No. It deliberately avoids stating dimensions, orientation rules, surface standards or any other requirement as fact. These vary by location, facility type, audience, site, use case and governing body, and must be confirmed with qualified professionals and the relevant body. The guide helps you prepare the questions to ask, not the answers.
Can Build Design Hub recommend or connect me with a surface supplier, drainage specialist or contractor?
No. Build Design Hub does not recommend, rank, verify, introduce, broker or match suppliers or contractors, and it does not provide costs, prices or requirements. This is an educational planning resource only. Researching, choosing, appointing and verifying professionals is your responsibility, ideally with appropriate independent advice.
When should I involve the governing body in my planning?

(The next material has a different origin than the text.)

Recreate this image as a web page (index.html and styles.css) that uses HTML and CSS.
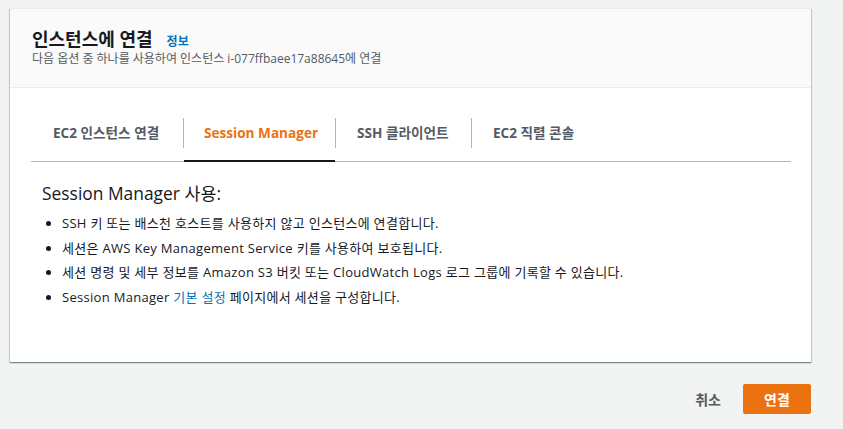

Identify the relevant body early and confirm with them directly what applies to your intended use, affiliation or standard. The right timing depends on your project, so ask qualified professionals and the body itself when they need to be engaged. Do not rely on this guide, another club's experience or a supplier's claim for what a governing body requires.
Is a high-level surface and drainage discussion enough to start building?
No. The high-level framing here is only to prepare conversations. Surface choice, drainage approach and everything technical must be assessed by qualified professionals for your specific site, and any compliance or governing-body matters confirmed with the relevant authority, before decisions are finalized or work proceeds.